■ Objective ■
Copy each line below that includes "this".

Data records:
+ + +

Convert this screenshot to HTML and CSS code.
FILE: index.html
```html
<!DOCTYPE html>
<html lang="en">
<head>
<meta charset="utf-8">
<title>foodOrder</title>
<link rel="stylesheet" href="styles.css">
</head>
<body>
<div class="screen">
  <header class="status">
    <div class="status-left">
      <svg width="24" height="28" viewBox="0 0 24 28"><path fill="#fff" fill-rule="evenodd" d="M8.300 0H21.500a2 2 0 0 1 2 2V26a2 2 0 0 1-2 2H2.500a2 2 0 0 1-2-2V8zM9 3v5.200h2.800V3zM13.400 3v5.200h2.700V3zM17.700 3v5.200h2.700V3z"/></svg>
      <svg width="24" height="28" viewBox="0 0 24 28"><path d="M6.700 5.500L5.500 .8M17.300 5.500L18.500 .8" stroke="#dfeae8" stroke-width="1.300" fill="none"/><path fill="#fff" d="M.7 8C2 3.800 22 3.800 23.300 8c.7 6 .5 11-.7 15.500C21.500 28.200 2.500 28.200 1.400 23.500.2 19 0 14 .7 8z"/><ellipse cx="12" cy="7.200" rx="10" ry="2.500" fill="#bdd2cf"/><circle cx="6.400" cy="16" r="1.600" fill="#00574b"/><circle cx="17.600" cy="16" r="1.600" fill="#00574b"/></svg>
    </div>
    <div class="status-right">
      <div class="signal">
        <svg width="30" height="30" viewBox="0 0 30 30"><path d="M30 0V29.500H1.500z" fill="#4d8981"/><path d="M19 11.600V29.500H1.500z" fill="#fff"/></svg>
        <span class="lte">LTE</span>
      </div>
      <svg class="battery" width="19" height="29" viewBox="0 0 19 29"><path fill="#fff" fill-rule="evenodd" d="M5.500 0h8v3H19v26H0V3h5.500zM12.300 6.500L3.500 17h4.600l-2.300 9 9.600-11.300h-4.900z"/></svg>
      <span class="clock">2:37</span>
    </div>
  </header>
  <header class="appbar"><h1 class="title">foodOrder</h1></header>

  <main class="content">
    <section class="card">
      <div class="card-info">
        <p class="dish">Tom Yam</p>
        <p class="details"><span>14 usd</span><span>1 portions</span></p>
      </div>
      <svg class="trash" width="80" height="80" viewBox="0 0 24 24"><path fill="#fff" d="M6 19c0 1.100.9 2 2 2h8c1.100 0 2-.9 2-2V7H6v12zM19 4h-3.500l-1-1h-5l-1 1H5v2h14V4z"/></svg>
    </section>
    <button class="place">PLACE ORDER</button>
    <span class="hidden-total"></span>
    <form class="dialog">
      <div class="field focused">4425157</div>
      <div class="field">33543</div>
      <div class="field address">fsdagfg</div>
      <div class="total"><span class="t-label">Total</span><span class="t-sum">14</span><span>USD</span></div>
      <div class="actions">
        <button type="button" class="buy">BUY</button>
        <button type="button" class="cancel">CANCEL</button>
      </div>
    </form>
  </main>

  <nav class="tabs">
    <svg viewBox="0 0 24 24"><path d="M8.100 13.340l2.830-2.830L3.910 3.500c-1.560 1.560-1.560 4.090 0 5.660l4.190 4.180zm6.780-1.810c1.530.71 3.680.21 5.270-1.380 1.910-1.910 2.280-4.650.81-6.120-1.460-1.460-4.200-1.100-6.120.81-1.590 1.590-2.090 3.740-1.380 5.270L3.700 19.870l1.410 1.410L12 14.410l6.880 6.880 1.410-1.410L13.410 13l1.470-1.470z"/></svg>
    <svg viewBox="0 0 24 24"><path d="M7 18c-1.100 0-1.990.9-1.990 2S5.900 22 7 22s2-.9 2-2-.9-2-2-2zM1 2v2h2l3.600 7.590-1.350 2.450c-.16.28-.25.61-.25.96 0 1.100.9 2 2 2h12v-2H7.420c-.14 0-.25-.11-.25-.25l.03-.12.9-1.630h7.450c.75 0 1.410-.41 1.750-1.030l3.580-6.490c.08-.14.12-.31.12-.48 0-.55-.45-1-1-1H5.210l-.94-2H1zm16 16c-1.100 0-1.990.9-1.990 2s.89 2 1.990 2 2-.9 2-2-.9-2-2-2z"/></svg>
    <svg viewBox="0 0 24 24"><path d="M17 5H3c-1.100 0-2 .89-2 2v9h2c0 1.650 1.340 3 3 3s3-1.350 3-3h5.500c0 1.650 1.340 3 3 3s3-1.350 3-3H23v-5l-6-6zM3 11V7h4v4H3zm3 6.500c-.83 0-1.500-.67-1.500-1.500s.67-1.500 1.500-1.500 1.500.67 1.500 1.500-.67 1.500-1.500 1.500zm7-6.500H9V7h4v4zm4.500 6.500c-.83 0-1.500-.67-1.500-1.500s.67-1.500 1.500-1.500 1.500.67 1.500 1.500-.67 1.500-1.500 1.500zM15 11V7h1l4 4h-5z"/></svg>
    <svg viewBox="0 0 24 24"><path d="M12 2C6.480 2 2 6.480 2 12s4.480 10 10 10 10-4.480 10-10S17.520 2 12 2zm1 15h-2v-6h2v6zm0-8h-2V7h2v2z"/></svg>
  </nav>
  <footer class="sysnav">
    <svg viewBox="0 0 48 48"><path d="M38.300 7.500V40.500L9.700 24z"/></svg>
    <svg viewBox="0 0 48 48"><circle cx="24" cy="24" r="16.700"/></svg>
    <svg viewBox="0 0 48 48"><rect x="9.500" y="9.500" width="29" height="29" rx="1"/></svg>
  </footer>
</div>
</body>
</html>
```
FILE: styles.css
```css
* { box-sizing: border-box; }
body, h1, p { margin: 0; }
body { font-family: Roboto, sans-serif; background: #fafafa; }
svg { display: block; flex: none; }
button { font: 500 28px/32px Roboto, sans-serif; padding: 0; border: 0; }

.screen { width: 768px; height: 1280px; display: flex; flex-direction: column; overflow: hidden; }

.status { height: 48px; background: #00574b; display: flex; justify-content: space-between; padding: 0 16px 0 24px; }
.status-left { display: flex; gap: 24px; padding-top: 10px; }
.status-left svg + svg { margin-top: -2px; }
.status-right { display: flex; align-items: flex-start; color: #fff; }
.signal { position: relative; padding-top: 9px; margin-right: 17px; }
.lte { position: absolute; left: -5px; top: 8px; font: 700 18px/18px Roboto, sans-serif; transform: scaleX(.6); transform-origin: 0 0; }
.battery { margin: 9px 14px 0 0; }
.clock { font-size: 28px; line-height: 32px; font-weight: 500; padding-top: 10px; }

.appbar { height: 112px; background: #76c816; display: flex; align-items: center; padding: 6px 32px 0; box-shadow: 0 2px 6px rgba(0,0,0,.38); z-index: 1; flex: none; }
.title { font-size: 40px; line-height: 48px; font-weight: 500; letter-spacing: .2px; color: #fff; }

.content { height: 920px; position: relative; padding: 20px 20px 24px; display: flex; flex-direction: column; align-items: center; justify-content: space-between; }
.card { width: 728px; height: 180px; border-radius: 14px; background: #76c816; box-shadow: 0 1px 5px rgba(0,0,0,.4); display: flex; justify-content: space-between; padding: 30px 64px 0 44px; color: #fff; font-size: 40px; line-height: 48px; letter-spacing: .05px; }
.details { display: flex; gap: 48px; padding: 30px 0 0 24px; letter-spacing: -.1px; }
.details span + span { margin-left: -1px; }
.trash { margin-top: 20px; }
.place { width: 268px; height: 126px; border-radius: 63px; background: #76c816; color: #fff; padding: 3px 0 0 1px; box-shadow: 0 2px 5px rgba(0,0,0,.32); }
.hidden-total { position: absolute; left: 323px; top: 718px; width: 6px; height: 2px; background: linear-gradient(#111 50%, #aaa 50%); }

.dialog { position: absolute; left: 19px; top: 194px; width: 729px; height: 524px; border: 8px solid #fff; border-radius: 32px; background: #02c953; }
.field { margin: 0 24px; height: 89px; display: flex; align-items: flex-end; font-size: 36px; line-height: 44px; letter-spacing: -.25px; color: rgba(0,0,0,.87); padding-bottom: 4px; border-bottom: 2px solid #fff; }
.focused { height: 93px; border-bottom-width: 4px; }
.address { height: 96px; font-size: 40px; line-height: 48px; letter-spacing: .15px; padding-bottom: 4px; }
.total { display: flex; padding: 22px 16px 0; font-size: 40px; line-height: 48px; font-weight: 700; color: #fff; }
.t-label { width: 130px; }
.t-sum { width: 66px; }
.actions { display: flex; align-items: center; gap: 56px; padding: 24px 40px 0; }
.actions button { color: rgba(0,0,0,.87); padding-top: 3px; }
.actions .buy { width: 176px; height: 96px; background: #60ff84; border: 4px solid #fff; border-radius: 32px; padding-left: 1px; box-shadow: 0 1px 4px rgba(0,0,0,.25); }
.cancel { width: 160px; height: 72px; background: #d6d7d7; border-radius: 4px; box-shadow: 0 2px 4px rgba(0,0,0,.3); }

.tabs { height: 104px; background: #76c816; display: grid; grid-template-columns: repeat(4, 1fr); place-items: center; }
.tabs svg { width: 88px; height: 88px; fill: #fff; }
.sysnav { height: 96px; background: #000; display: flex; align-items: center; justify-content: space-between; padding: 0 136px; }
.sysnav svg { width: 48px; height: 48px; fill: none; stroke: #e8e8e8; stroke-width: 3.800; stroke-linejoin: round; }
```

+ + +

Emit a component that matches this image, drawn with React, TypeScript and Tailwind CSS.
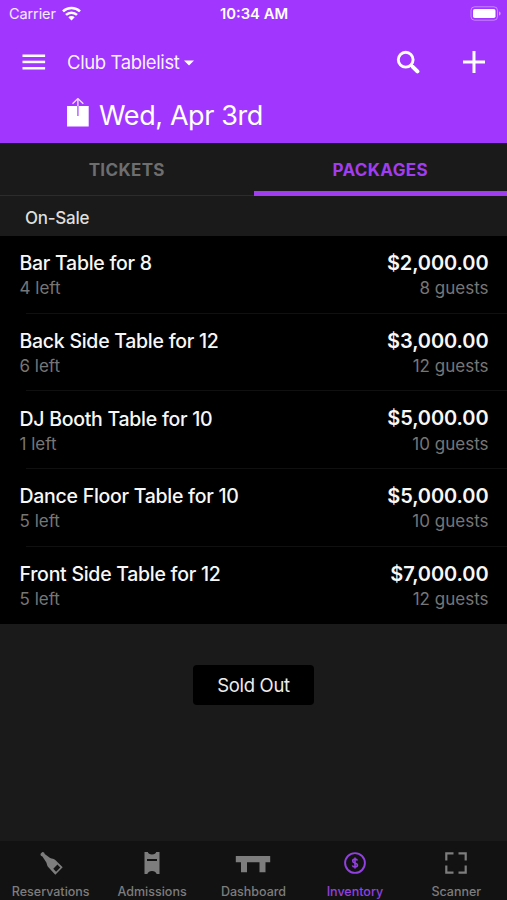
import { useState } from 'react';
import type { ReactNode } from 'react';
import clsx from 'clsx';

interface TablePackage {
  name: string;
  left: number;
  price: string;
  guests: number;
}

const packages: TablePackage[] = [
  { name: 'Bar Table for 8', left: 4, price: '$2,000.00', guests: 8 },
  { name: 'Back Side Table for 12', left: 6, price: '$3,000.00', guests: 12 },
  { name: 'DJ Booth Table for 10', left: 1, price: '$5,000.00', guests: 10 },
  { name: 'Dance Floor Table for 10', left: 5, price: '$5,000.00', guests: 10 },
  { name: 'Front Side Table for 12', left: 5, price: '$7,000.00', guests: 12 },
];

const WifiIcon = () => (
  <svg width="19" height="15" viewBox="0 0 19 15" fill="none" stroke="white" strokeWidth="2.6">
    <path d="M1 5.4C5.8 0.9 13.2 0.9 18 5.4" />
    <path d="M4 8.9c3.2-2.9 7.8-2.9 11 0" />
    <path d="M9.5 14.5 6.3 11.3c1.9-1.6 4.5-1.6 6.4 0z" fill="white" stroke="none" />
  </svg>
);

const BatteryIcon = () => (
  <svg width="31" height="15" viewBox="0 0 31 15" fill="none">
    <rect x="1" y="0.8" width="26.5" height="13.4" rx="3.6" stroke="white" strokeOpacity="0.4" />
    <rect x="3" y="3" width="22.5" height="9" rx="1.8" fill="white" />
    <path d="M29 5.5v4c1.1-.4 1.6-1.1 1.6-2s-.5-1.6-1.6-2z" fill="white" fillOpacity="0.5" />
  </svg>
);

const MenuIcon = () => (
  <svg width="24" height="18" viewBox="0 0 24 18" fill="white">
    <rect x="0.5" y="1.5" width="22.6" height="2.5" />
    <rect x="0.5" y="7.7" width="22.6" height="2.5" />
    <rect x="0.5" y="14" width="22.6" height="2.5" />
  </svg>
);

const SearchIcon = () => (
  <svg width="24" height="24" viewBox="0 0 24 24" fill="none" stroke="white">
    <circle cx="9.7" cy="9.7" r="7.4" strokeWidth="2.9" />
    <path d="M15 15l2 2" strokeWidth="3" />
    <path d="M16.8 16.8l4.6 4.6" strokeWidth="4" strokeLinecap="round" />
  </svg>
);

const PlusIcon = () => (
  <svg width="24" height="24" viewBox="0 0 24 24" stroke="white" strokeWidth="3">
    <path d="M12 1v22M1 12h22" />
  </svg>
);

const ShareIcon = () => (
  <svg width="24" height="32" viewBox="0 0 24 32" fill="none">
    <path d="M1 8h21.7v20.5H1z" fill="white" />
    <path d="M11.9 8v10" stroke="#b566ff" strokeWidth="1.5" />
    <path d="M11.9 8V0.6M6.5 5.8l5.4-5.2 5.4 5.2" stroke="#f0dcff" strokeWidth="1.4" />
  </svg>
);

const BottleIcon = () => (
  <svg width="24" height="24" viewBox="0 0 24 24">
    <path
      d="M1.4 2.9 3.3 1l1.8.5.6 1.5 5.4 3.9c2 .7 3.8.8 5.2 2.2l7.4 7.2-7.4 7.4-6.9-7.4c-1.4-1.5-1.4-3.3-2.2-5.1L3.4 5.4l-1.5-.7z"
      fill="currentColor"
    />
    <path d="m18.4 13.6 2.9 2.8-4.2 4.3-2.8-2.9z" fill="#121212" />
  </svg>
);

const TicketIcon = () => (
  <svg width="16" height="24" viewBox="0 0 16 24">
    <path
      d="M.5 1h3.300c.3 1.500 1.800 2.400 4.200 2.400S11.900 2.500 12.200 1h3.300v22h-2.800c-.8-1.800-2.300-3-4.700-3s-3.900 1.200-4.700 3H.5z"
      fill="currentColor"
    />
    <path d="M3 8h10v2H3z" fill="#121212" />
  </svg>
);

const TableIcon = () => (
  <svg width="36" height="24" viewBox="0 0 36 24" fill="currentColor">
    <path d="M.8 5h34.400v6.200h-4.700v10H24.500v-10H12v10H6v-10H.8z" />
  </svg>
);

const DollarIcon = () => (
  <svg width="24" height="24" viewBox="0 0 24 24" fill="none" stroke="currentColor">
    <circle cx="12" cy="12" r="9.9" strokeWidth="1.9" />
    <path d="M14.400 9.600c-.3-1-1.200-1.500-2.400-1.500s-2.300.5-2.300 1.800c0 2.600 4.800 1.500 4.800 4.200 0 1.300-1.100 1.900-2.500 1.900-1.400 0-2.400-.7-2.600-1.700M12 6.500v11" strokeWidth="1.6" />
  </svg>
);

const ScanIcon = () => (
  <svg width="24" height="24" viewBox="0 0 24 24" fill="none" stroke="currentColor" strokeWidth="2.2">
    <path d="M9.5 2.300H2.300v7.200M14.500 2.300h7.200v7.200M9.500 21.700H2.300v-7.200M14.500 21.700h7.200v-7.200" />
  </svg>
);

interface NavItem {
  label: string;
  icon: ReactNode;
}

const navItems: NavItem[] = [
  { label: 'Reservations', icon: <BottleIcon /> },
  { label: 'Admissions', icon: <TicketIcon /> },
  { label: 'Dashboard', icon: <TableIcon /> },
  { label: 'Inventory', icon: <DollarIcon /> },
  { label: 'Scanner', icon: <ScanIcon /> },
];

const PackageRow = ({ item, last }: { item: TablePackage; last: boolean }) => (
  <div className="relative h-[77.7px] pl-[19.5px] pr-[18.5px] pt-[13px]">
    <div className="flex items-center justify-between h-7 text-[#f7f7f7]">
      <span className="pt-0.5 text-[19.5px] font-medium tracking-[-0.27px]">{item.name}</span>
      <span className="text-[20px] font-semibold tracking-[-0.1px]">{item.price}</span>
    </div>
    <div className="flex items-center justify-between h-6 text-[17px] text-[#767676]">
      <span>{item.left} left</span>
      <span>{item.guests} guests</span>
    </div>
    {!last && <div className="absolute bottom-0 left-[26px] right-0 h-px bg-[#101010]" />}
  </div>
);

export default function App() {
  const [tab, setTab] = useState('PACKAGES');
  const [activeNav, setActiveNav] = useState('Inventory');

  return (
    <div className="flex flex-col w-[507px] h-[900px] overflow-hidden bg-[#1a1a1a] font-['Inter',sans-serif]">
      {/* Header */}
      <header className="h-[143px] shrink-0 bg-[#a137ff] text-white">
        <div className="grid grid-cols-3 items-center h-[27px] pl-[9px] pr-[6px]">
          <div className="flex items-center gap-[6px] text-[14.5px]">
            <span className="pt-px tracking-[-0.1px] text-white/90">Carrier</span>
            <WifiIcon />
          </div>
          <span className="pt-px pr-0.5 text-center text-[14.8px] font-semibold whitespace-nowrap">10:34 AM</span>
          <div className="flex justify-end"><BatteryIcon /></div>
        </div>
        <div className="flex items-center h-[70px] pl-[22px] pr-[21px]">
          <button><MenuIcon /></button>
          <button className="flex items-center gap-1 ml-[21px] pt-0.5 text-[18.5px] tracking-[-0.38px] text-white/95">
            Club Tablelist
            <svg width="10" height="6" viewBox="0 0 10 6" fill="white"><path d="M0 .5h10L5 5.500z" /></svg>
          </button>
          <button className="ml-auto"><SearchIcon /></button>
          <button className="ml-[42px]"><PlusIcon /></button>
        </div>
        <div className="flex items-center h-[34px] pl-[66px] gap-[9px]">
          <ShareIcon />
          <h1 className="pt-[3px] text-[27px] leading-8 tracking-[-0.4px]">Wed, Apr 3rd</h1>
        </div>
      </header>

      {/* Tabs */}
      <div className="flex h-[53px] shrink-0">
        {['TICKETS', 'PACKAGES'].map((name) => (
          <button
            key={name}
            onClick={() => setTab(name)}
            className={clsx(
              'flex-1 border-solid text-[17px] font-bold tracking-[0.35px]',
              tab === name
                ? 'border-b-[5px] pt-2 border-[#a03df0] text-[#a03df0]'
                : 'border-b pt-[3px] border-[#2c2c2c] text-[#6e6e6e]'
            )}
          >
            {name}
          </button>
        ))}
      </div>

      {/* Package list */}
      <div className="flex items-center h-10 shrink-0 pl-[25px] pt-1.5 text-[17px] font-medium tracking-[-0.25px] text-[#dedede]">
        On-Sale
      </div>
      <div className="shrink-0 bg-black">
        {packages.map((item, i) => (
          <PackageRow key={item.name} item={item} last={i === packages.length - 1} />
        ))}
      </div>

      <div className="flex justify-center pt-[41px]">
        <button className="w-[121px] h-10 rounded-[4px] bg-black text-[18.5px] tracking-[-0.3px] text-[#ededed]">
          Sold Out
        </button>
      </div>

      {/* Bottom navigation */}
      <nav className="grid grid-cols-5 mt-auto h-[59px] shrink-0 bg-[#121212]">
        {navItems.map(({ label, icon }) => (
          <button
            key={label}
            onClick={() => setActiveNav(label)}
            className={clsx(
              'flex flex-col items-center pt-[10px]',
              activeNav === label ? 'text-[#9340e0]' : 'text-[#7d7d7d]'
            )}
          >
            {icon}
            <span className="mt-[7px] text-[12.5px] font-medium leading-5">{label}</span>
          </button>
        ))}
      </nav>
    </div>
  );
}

+ + +

■ Task answer ■
Convert this screenshot to HTML and CSS code.
Emit a component that matches this image, drawn with React, TypeScript and Tailwind CSS.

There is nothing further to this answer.